• **Directive**
Repeat every entry word for word, skipping the pictures.

[Rows from a dataset]

____________

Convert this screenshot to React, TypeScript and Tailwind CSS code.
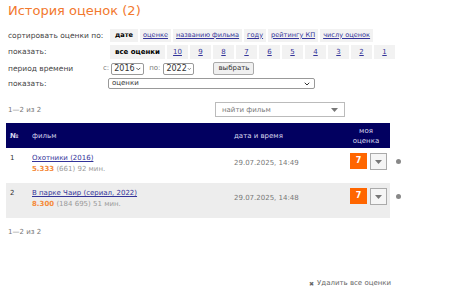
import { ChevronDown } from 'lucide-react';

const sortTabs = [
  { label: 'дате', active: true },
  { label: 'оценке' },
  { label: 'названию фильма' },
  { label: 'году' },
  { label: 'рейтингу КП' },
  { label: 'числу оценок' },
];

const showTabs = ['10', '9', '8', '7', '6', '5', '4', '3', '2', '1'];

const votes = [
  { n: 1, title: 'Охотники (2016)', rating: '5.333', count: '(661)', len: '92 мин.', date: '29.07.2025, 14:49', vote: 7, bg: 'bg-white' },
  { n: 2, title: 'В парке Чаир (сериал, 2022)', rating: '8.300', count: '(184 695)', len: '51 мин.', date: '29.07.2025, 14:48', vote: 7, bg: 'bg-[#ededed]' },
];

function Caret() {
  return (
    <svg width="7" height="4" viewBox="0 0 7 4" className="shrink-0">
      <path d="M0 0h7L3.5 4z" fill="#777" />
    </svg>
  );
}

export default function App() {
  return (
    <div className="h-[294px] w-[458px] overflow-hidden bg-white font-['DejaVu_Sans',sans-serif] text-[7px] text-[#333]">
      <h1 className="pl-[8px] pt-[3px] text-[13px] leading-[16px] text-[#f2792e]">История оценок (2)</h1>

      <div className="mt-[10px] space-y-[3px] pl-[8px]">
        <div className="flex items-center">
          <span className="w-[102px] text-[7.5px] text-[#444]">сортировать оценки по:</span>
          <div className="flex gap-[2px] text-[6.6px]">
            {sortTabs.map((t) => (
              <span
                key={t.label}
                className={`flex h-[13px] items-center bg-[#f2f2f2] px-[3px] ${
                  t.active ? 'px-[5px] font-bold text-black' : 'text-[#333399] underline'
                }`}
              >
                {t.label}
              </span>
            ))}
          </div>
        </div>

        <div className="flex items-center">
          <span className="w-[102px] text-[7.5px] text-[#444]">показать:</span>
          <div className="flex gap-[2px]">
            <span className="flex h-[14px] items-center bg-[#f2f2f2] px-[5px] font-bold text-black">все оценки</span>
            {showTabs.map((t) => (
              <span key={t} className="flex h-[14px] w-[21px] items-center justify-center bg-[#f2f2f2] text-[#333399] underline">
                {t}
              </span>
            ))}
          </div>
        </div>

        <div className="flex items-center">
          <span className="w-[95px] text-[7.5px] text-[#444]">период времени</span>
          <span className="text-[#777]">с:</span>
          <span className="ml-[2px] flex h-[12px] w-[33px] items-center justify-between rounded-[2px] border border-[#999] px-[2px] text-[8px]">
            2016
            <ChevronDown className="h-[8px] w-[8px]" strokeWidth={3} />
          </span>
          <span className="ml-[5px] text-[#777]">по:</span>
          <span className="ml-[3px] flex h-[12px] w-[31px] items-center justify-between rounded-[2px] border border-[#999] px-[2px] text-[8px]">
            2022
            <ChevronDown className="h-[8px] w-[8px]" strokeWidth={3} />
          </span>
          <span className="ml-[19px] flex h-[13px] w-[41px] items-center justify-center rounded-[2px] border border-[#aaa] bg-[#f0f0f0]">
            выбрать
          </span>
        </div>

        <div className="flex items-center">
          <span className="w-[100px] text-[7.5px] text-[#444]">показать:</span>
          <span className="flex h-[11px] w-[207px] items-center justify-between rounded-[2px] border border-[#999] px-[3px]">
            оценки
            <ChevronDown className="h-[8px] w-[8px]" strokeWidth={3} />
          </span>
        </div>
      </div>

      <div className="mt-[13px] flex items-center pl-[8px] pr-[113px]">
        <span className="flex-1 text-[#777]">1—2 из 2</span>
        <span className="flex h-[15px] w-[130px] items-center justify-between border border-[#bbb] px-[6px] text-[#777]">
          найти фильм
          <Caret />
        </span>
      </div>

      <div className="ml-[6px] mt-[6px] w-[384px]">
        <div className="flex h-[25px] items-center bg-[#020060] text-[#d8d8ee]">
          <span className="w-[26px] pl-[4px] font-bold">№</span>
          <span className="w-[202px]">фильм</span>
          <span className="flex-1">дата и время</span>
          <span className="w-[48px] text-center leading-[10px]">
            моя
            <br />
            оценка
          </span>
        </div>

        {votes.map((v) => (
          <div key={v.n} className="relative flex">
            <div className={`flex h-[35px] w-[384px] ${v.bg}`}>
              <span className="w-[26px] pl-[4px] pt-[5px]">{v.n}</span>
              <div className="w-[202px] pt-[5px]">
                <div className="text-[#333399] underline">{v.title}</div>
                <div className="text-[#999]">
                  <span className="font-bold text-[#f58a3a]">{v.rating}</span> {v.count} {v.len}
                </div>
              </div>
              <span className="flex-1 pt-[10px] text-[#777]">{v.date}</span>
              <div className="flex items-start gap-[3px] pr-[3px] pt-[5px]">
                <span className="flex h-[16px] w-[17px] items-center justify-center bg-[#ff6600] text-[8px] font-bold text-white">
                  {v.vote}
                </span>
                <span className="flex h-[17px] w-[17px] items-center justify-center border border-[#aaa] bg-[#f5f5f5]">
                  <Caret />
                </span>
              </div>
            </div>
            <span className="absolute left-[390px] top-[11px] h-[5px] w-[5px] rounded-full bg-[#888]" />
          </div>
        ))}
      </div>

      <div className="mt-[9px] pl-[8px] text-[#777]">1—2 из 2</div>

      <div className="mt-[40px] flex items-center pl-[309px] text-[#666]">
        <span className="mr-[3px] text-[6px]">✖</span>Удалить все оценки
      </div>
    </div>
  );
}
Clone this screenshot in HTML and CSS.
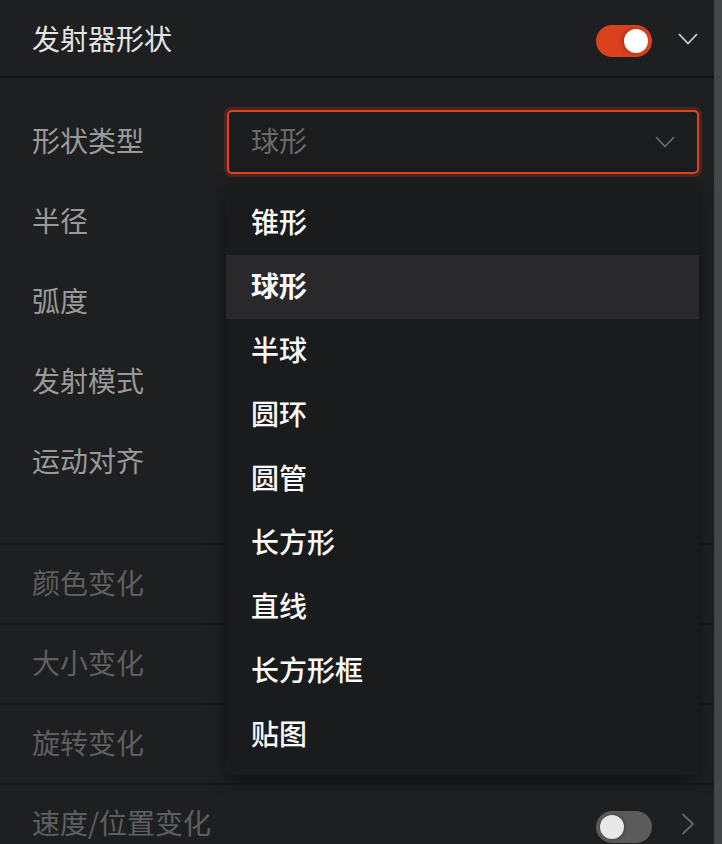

____________

• **Exercise output**
Convert this screenshot to React, TypeScript and Tailwind CSS code.
import { ChevronDown } from 'lucide-react';

const sortTabs = [
  { label: 'дате', active: true },
  { label: 'оценке' },
  { label: 'названию фильма' },
  { label: 'году' },
  { label: 'рейтингу КП' },
  { label: 'числу оценок' },
];

const showTabs = ['10', '9', '8', '7', '6', '5', '4', '3', '2', '1'];

const votes = [
  { n: 1, title: 'Охотники (2016)', rating: '5.333', count: '(661)', len: '92 мин.', date: '29.07.2025, 14:49', vote: 7, bg: 'bg-white' },
  { n: 2, title: 'В парке Чаир (сериал, 2022)', rating: '8.300', count: '(184 695)', len: '51 мин.', date: '29.07.2025, 14:48', vote: 7, bg: 'bg-[#ededed]' },
];

function Caret() {
  return (
    <svg width="7" height="4" viewBox="0 0 7 4" className="shrink-0">
      <path d="M0 0h7L3.5 4z" fill="#777" />
    </svg>
  );
}

export default function App() {
  return (
    <div className="h-[294px] w-[458px] overflow-hidden bg-white font-['DejaVu_Sans',sans-serif] text-[7px] text-[#333]">
      <h1 className="pl-[8px] pt-[3px] text-[13px] leading-[16px] text-[#f2792e]">История оценок (2)</h1>

      <div className="mt-[10px] space-y-[3px] pl-[8px]">
        <div className="flex items-center">
          <span className="w-[102px] text-[7.5px] text-[#444]">сортировать оценки по:</span>
          <div className="flex gap-[2px] text-[6.6px]">
            {sortTabs.map((t) => (
              <span
                key={t.label}
                className={`flex h-[13px] items-center bg-[#f2f2f2] px-[3px] ${
                  t.active ? 'px-[5px] font-bold text-black' : 'text-[#333399] underline'
                }`}
              >
                {t.label}
              </span>
            ))}
          </div>
        </div>

        <div className="flex items-center">
          <span className="w-[102px] text-[7.5px] text-[#444]">показать:</span>
          <div className="flex gap-[2px]">
            <span className="flex h-[14px] items-center bg-[#f2f2f2] px-[5px] font-bold text-black">все оценки</span>
            {showTabs.map((t) => (
              <span key={t} className="flex h-[14px] w-[21px] items-center justify-center bg-[#f2f2f2] text-[#333399] underline">
                {t}
              </span>
            ))}
          </div>
        </div>

        <div className="flex items-center">
          <span className="w-[95px] text-[7.5px] text-[#444]">период времени</span>
          <span className="text-[#777]">с:</span>
          <span className="ml-[2px] flex h-[12px] w-[33px] items-center justify-between rounded-[2px] border border-[#999] px-[2px] text-[8px]">
            2016
            <ChevronDown className="h-[8px] w-[8px]" strokeWidth={3} />
          </span>
          <span className="ml-[5px] text-[#777]">по:</span>
          <span className="ml-[3px] flex h-[12px] w-[31px] items-center justify-between rounded-[2px] border border-[#999] px-[2px] text-[8px]">
            2022
            <ChevronDown className="h-[8px] w-[8px]" strokeWidth={3} />
          </span>
          <span className="ml-[19px] flex h-[13px] w-[41px] items-center justify-center rounded-[2px] border border-[#aaa] bg-[#f0f0f0]">
            выбрать
          </span>
        </div>

        <div className="flex items-center">
          <span className="w-[100px] text-[7.5px] text-[#444]">показать:</span>
          <span className="flex h-[11px] w-[207px] items-center justify-between rounded-[2px] border border-[#999] px-[3px]">
            оценки
            <ChevronDown className="h-[8px] w-[8px]" strokeWidth={3} />
          </span>
        </div>
      </div>

      <div className="mt-[13px] flex items-center pl-[8px] pr-[113px]">
        <span className="flex-1 text-[#777]">1—2 из 2</span>
        <span className="flex h-[15px] w-[130px] items-center justify-between border border-[#bbb] px-[6px] text-[#777]">
          найти фильм
          <Caret />
        </span>
      </div>

      <div className="ml-[6px] mt-[6px] w-[384px]">
        <div className="flex h-[25px] items-center bg-[#020060] text-[#d8d8ee]">
          <span className="w-[26px] pl-[4px] font-bold">№</span>
          <span className="w-[202px]">фильм</span>
          <span className="flex-1">дата и время</span>
          <span className="w-[48px] text-center leading-[10px]">
            моя
            <br />
            оценка
          </span>
        </div>

        {votes.map((v) => (
          <div key={v.n} className="relative flex">
            <div className={`flex h-[35px] w-[384px] ${v.bg}`}>
              <span className="w-[26px] pl-[4px] pt-[5px]">{v.n}</span>
              <div className="w-[202px] pt-[5px]">
                <div className="text-[#333399] underline">{v.title}</div>
                <div className="text-[#999]">
                  <span className="font-bold text-[#f58a3a]">{v.rating}</span> {v.count} {v.len}
                </div>
              </div>
              <span className="flex-1 pt-[10px] text-[#777]">{v.date}</span>
              <div className="flex items-start gap-[3px] pr-[3px] pt-[5px]">
                <span className="flex h-[16px] w-[17px] items-center justify-center bg-[#ff6600] text-[8px] font-bold text-white">
                  {v.vote}
                </span>
                <span className="flex h-[17px] w-[17px] items-center justify-center border border-[#aaa] bg-[#f5f5f5]">
                  <Caret />
                </span>
              </div>
            </div>
            <span className="absolute left-[390px] top-[11px] h-[5px] w-[5px] rounded-full bg-[#888]" />
          </div>
        ))}
      </div>

      <div className="mt-[9px] pl-[8px] text-[#777]">1—2 из 2</div>

      <div className="mt-[40px] flex items-center pl-[309px] text-[#666]">
        <span className="mr-[3px] text-[6px]">✖</span>Удалить все оценки
      </div>
    </div>
  );
}
Clone this screenshot in HTML and CSS.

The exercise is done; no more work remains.